Tuvieron que pasar cincuenta años desde que el general Juan Velasco Alvarado promulgara la Ley de reforma agraria; tuvo que producirse un documental, “La revolución y la tierra”, dirigido por un joven cineasta, Gonzalo Benavente (que no había nacido cuando se desató este proceso), para que finalmente pudiéramos reconciliarnos con su verdadero y profundo legado.
La narrativa que ha prevalecido en estos años, especialmente después del gobierno de Fujimori, es que la reforma agraria fue un desastre económico que, en lugar de traer progreso y liberación a los campesinos, los condenó a una mayor pobreza. Que representó un violento despojo de tierras e instalaciones propiedad de empresarios agrarios que no recibieron nada a cambio. Que convirtió la colectivización de las empresas agrarias en cooperativas y empresas sociales, y que esto fue un fracaso, reduciendo la producción de alimentos, azúcar, algodón y otros productos agrícolas y pecuarios.
Todo ello realizado por una dictadura militar que cerró el Congreso, expropió los medios de comunicación, acabando con la libertad de expresión, y deportó a los enemigos políticos del gobierno. Un balance general catastrófico, responsabilidad del peor gobierno de la historia nacional.
La situación que presenta la película es otra. Antes de la reforma agraria de Velasco, tres millones de campesinos vivían en condiciones de servidumbre, trabajando gratuitamente para los hacendados, los gamonales, sobre todo en la sierra del país. No eran ciudadanos, no tenían derechos, vivían en condiciones infrahumanas. Estas relaciones sociales fueron una herencia de la colonia, que los sucesivos gobiernos republicanos no habían logrado erradicar. En los cincuentas, los andes eran un auténtico polvorín, que podía estallar con el ejemplo de la revolución cubana de 1959. Así lo entendió John Kennedy que propuso la Alianza para el Progreso a todos los países de América Latina, en 1962, y cuya primera propuesta era la reforma agraria. Bajo esta impronta, Fernando Belaúnde salió elegido en 1963, con el apoyo de los militares, prometiendo una reforma agraria radical. No la hizo, y las tensiones en el campo se dispararon, incluyendo brotes guerrilleros como los del MIR con Luis De la Puente y el MLN de Heraud.

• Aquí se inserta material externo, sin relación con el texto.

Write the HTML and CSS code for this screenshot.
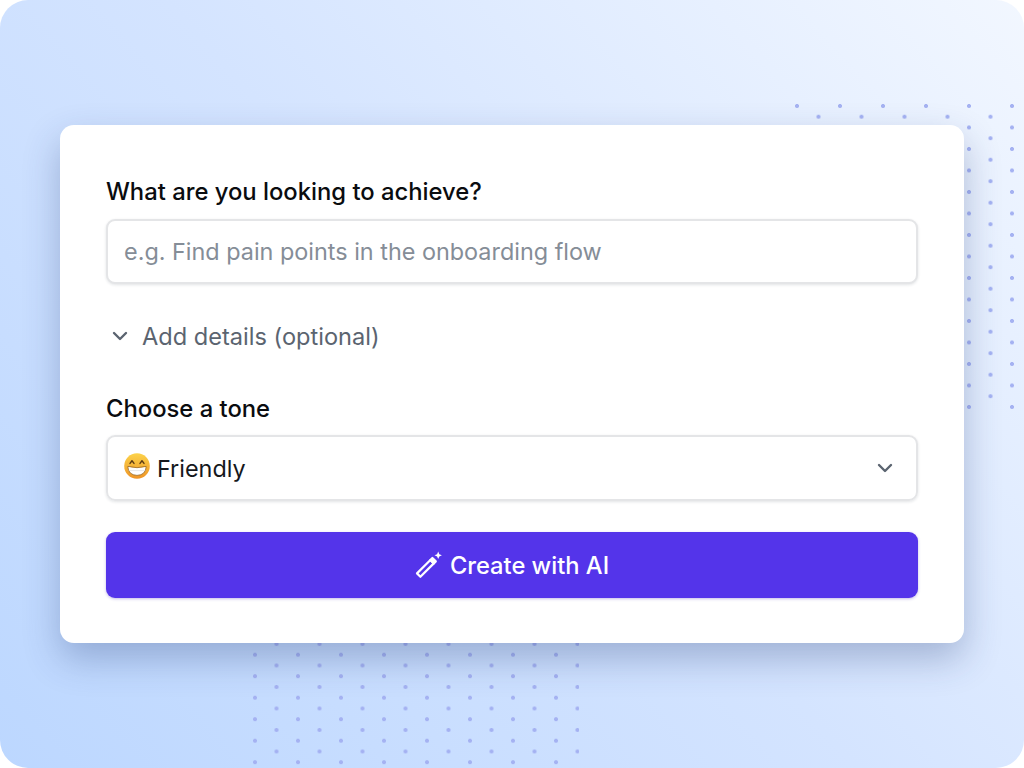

Velasco Alvarado, un mestizo de Piura, con sangre india y china, se atrevió a realizar una reforma agraria radical, a quebrarle el espinazo a la oligarquía agraria que dominaba el país, liberando a los millones de campesinos de la servidumbre, convirtiéndolos en ciudadanos. El patrón ya no comerá más de tu pobreza, regresa de un letargo de 50 años, y resuena en los oídos de las personas que van a ver la película.
Con el tiempo, y el repetitivo relato interesado de la derecha política, afincada mayoritariamente en los medios de comunicación, sus errores se magnifican, lo traicionan los propios militares, pierde aliados, la gente lo va abandonando. Cuando parecía que nadie daba un real por él, y para sorpresa de todos, en su entierro se aparece la más grande multitud congregada en Lima.

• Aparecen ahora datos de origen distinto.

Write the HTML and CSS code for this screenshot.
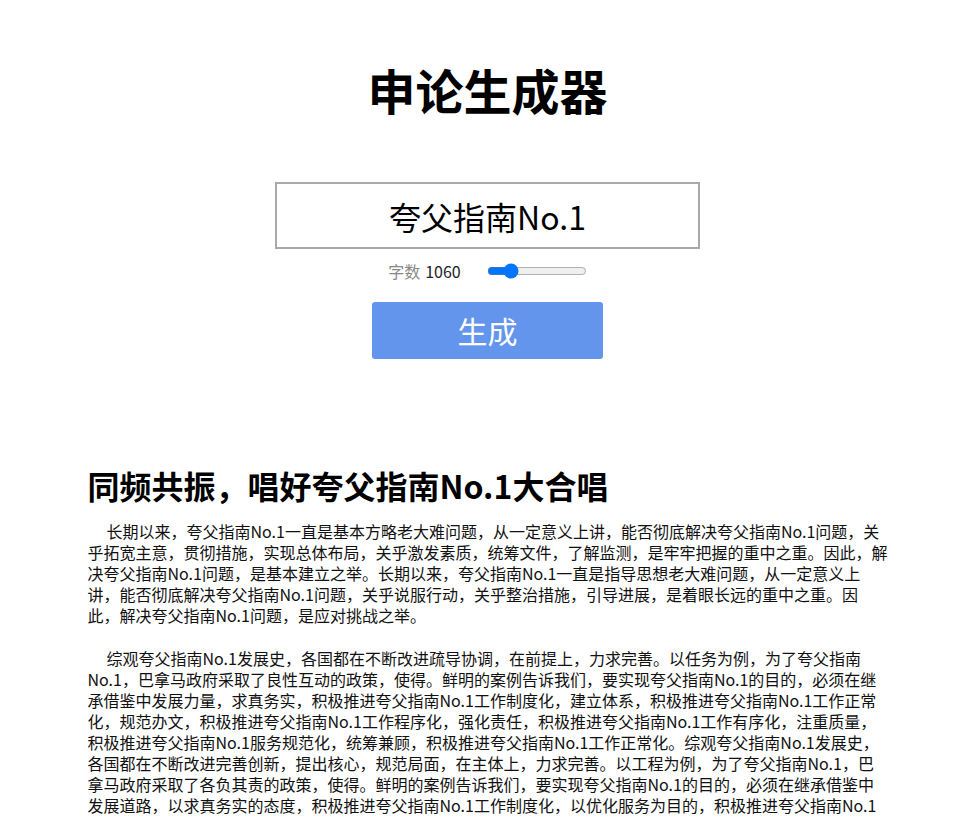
FILE: index.html
```html
<!DOCTYPE html>
<html lang="zh-CN">
<head>
<meta charset="utf-8">
<title>申论生成器</title>
<link rel="stylesheet" href="styles.css">
</head>
<body>
<div class="page">
  <header class="top">
    <h1 class="title">申论生成器</h1>
    <input class="topic" type="text" value="夸父指南No.1">
    <div class="count-row">
      <span class="count-label">字数</span>
      <span class="count-value">1060</span>
      <input class="count-slider" type="range" min="100" max="5000" value="1060">
    </div>
    <button class="gen-btn" type="button">生成</button>
  </header>
  <article class="essay">
    <h2 class="essay-title">同频共振，唱好夸父指南No.1大合唱</h2>
    <p class="essay-p">长期以来，夸父指南No.1一直是基本方略老大难问题，从一定意义上讲，能否彻底解决夸父指南No.1问题，关乎拓宽主意，贯彻措施，实现总体布局，关乎激发素质，统筹文件，了解监测，是牢牢把握的重中之重。因此，解决夸父指南No.1问题，是基本建立之举。长期以来，夸父指南No.1一直是指导思想老大难问题，从一定意义上讲，能否彻底解决夸父指南No.1问题，关乎说服行动，关乎整治措施，引导进展，是着眼长远的重中之重。因此，解决夸父指南No.1问题，是应对挑战之举。</p>
    <p class="essay-p">综观夸父指南No.1发展史，各国都在不断改进疏导协调，在前提上，力求完善。以任务为例，为了夸父指南No.1，巴拿马政府采取了良性互动的政策，使得。鲜明的案例告诉我们，要实现夸父指南No.1的目的，必须在继承借鉴中发展力量，求真务实，积极推进夸父指南No.1工作制度化，建立体系，积极推进夸父指南No.1工作正常化，规范办文，积极推进夸父指南No.1工作程序化，强化责任，积极推进夸父指南No.1工作有序化，注重质量，积极推进夸父指南No.1服务规范化，统筹兼顾，积极推进夸父指南No.1工作正常化。综观夸父指南No.1发展史，各国都在不断改进完善创新，提出核心，规范局面，在主体上，力求完善。以工程为例，为了夸父指南No.1，巴拿马政府采取了各负其责的政策，使得。鲜明的案例告诉我们，要实现夸父指南No.1的目的，必须在继承借鉴中发展道路，以求真务实的态度，积极推进夸父指南No.1工作制度化，以优化服务为目的，积极推进夸父指南No.1工作规范化，统筹兼顾，积极推进夸父指南No.1工作正常化。</p>
  </article>
</div>
</body>
</html>
```
FILE: styles.css
```css
html, body {
  margin: 0;
  padding: 0;
  background: #fff;
}

body {
  font-family: "Noto Sans CJK SC", "Noto Sans", sans-serif;
  color: #000;
}

.page {
  width: 800px;
  margin: 0 auto;
  padding-left: 5px;
}

.top {
  display: flex;
  flex-direction: column;
  align-items: center;
  padding-top: 65px;
}

.title {
  margin: 0;
  font-size: 48px;
  line-height: 48px;
  font-weight: 700;
}

.topic {
  box-sizing: border-box;
  margin: 69px 0 0;
  width: 425px;
  height: 67px;
  border: 2px solid #a9a9a9;
  border-radius: 0;
  padding: 0 10px;
  font-family: "Noto Sans CJK SC", "Noto Sans", sans-serif;
  font-size: 32px;
  color: #000;
  text-align: center;
  outline: none;
}

.count-row {
  display: flex;
  align-items: center;
  height: 22px;
  margin-top: 11px;
  font-size: 16px;
  line-height: 22px;
}

.count-label {
  color: #888;
}

.count-value {
  color: #222;
  margin-left: 5px;
}

.count-slider {
  width: 100px;
  margin: 0 0 0 26px;
}

.gen-btn {
  margin-top: 20px;
  width: 231px;
  height: 57px;
  border: none;
  border-radius: 3px;
  background: #6495ed;
  color: #fff;
  font-family: "Noto Sans CJK SC", "Noto Sans", sans-serif;
  font-size: 30px;
  line-height: 57px;
  padding: 0;
}

.essay {
  margin-top: 106px;
}

.essay-title {
  margin: 0 0 16px;
  font-size: 32px;
  line-height: 40px;
  font-weight: 700;
}

.essay-p {
  margin: 0 0 22px;
  font-size: 16px;
  line-height: 21px;
  text-indent: 19px;
  color: #111;
}
```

Ahora sucede lo mismo: cuando todos pensaban que la película sería un fracaso, que no duraría ni una semana, las salas se empiezan a llenar, los asistentes aplauden por varios minutos cuando termina; más cines, en todo el país, comienzan a mostrarla ¿Cuántos de los asistentes son hijos, nietos, bisnietos de los campesinos liberados, que muestran así su agradecimiento a Velasco Alvarado?
El tiempo ha logrado despejar la niebla en torno a Velasco, ha hecho aparecer la esencia de su legado: acabar con la feudalidad en el país, con la servidumbre, con el gamonalismo, con la oligarquía agraria. Una auténtica revolución. Lo dijo Hugo Neira: “si Velasco no hacía la reforma agraria Sendero Luminoso ganaba la guerra interna”. Hoy seríamos Camboya y estaríamos gobernados por Pol Pot.
Felizmente para todos, Velasco hizo la reforma agraria, la mayoría de la población realiza un balance positivo de este proceso, y se lo agradece.